# [Short problem]
Locate every line in the material below that has the word "page". Copy each of those lines.

[START]

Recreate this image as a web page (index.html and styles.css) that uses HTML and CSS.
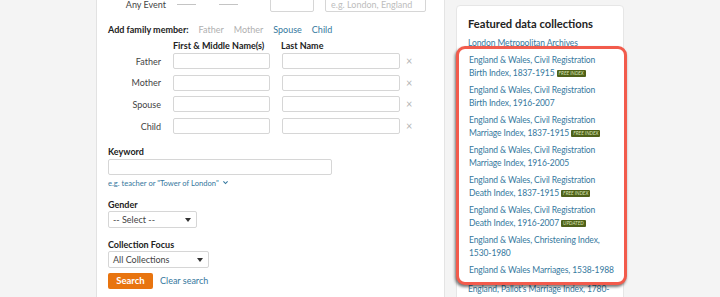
FILE: index.html
```html
<!DOCTYPE html>
<html lang="en">
<head>
    <meta charset="UTF-8">
    <meta name="viewport" content="width=device-width, initial-scale=1.0">
    <title>Search Records</title>
    <link rel="stylesheet" href="styles.css">
</head>
<body>
    <div class="page">
        <div class="rail"></div>

        <main class="search-form">
            <div class="event-row">
                <span class="event-label">Any Event</span>
                <span class="dash"></span>
                <span class="dash dash-to"></span>
                <input class="field field-year" type="text">
                <input class="field field-place" type="text" placeholder="e.g. London, England">
            </div>

            <div class="add-family">
                <strong>Add family member:</strong>
                <span class="member off">Father</span>
                <span class="member off">Mother</span>
                <a href="#" class="member">Spouse</a>
                <a href="#" class="member">Child</a>
            </div>

            <div class="family-head">
                <span class="col-first">First &amp; Middle Name(s)</span>
                <span class="col-last">Last Name</span>
            </div>

            <div class="family-grid">
                <label class="family-label">Father</label>
                <input class="field" type="text">
                <input class="field" type="text">
                <span class="remove">&times;</span>

                <label class="family-label">Mother</label>
                <input class="field" type="text">
                <input class="field" type="text">
                <span class="remove">&times;</span>

                <label class="family-label">Spouse</label>
                <input class="field" type="text">
                <input class="field" type="text">
                <span class="remove">&times;</span>

                <label class="family-label">Child</label>
                <input class="field" type="text">
                <input class="field" type="text">
                <span class="remove">&times;</span>
            </div>

            <div class="group group-keyword">
                <label class="group-label">Keyword</label>
                <input class="field field-keyword" type="text">
                <a href="#" class="hint">e.g. teacher or "Tower of London"
                    <svg class="chevron" viewBox="0 0 10 10"><path d="M2 3.5 5 6.5 8 3.5"/></svg>
                </a>
            </div>

            <div class="group">
                <label class="group-label">Gender</label>
                <div class="select select-gender">-- Select --</div>
            </div>

            <div class="group">
                <label class="group-label">Collection Focus</label>
                <div class="select select-focus">All Collections</div>
            </div>

            <div class="actions">
                <button class="search-btn">Search</button>
                <a href="#" class="clear-link">Clear search</a>
            </div>
        </main>

        <aside class="sidebar">
            <div class="featured">
                <h3 class="featured-title">Featured data collections</h3>
                <ul class="collections">
                    <li><a href="#">London Metropolitan Archives</a></li>
                </ul>
                <ul class="collections highlight">
                    <li><a href="#">England &amp; Wales, Civil Registration Birth Index, 1837-1915</a> <span class="badge">FREE INDEX</span></li>
                    <li><a href="#">England &amp; Wales, Civil Registration Birth Index, 1916-2007</a></li>
                    <li><a href="#">England &amp; Wales, Civil Registration Marriage Index, 1837-1915</a> <span class="badge">FREE INDEX</span></li>
                    <li><a href="#">England &amp; Wales, Civil Registration Marriage Index, 1916-2005</a></li>
                    <li><a href="#">England &amp; Wales, Civil Registration Death Index, 1837-1915</a> <span class="badge">FREE INDEX</span></li>
                    <li><a href="#">England &amp; Wales, Civil Registration Death Index, 1916-2007</a> <span class="badge">UPDATED</span></li>
                    <li><a href="#">England &amp; Wales, Christening Index, 1530-1980</a></li>
                    <li><a href="#">England &amp; Wales Marriages, 1538-1988</a></li>
                </ul>
                <ul class="collections after-highlight">
                    <li><a href="#">England, Pallot's Marriage Index, 1780-1837</a></li>
                </ul>
            </div>
        </aside>
    </div>
</body>
</html>
```

FILE: styles.css
```css
* {
    margin: 0;
    padding: 0;
    box-sizing: border-box;
}

body {
    font-family: 'Lato', 'Liberation Sans', sans-serif;
    font-size: 9px;
    color: #333;
    background: #f4f4f4;
    height: 297px;
    overflow: hidden;
}

a {
    color: #35789e;
    text-decoration: none;
}

.page {
    display: flex;
    height: 100%;
}

/* Left rail */
.rail {
    width: 97px;
    flex-shrink: 0;
    border-right: 1px solid #e2e2e2;
}

/* Search form */
.search-form {
    width: 348px;
    flex-shrink: 0;
    background: #fff;
    border-right: 1px solid #e4e4e4;
    padding: 0 0 0 11px;
}

.field {
    display: block;
    height: 16px;
    border: 1px solid #d6d6d6;
    border-radius: 2px;
    background: #fff;
    font-family: inherit;
    font-size: 9px;
    padding: 0 5px;
    color: #333;
}

.field::placeholder {
    color: #bdbdbd;
}

.event-row {
    display: flex;
    align-items: center;
    height: 16px;
    margin-top: -4px;
}

.event-label {
    width: 58px;
    text-align: right;
    color: #444;
}

.dash {
    width: 19px;
    border-top: 1px solid #c4c4c4;
    margin-left: 11px;
}

.dash-to {
    margin-left: 23px;
}

.field-year {
    width: 44px;
    margin-left: 32px;
}

.field-place {
    width: 101px;
    margin-left: 11px;
}

.add-family {
    display: flex;
    gap: 10px;
    margin-top: 12px;
    line-height: 12px;
    font-size: 9px;
}

.add-family strong {
    color: #222;
}

.member.off {
    color: #b0b0b0;
}

.family-head {
    display: flex;
    margin-top: 4px;
    margin-bottom: 1px;
    line-height: 12px;
    font-weight: 700;
    color: #222;
}

.col-first {
    margin-left: 65px;
    width: 108px;
}

.family-grid {
    display: grid;
    grid-template-columns: 53px 97px 118px 10px;
    grid-auto-rows: 16px;
    column-gap: 12px;
    row-gap: 5.7px;
    align-items: center;
}

.family-label {
    text-align: right;
    color: #444;
}

.family-grid .field {
    width: 100%;
}

.remove {
    margin-left: -6px;
    color: #b4b4b4;
    font-size: 11px;
    line-height: 16px;
}

/* Field groups */
.group {
    margin-top: 11px;
}

.group-label {
    display: block;
    line-height: 12px;
    font-weight: 700;
    color: #222;
}

.group-keyword {
    margin-top: 11.5px;
}

.field-keyword {
    width: 224px;
    margin-top: 1px;
}

.hint {
    display: flex;
    align-items: center;
    gap: 3px;
    margin-top: 3px;
    line-height: 10px;
    font-size: 7.6px;
}

.chevron {
    width: 7px;
    height: 7px;
    fill: none;
    stroke: currentColor;
    stroke-width: 1.6;
}

.select {
    position: relative;
    height: 17px;
    line-height: 15px;
    border: 1px solid #d6d6d6;
    border-radius: 2px;
    padding-left: 4px;
    color: #444;
}

.select::after {
    content: '';
    position: absolute;
    right: 5px;
    top: 6px;
    border-left: 3px solid transparent;
    border-right: 3px solid transparent;
    border-top: 4px solid #333;
}

.select-gender {
    width: 89px;
}

.select-focus {
    width: 101px;
}

.actions {
    display: flex;
    align-items: center;
    gap: 7px;
    margin-top: 5px;
}

.search-btn {
    width: 45px;
    height: 16px;
    background: #e8740f;
    color: #fff;
    border: none;
    border-radius: 2px;
    font-family: inherit;
    font-size: 9.5px;
    font-weight: 700;
}

/* Featured collections */
.sidebar {
    flex: 1;
    padding: 5px 0 0 11px;
}

.featured {
    width: 168px;
    height: 320px;
    background: #fff;
    border: 1px solid #e6e6e6;
    border-radius: 4px;
    padding: 11px 12px 0 11px;
}

.featured-title {
    font-size: 11.2px;
    line-height: 14px;
    color: #222;
    margin-bottom: 6px;
}

.collections {
    list-style: none;
    line-height: 13px;
    font-size: 8.5px;
    letter-spacing: -0.1px;
}

.collections li {
    margin-bottom: 4px;
}

.highlight {
    position: relative;
    margin: -8px -16px 0 -12px;
    padding: 5px 10px 1px 10px;
    background: #fff;
    border: 3px solid #f25b4c;
    border-radius: 9px;
    box-shadow: -1px 2px 3px rgba(0, 0, 0, 0.55);
}

.after-highlight {
    margin-top: -2px;
}

.badge {
    display: inline-block;
    vertical-align: 1px;
    background: #4f6119;
    color: #d9e3b4;
    font-size: 4.8px;
    font-style: italic;
    letter-spacing: 0;
    line-height: 7px;
    padding: 0 2px;
    border-radius: 1px;
}
```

[END]

# [Worked answer]
Recreate this image as a web page (index.html and styles.css) that uses HTML and CSS.
    <div class="page">
.page {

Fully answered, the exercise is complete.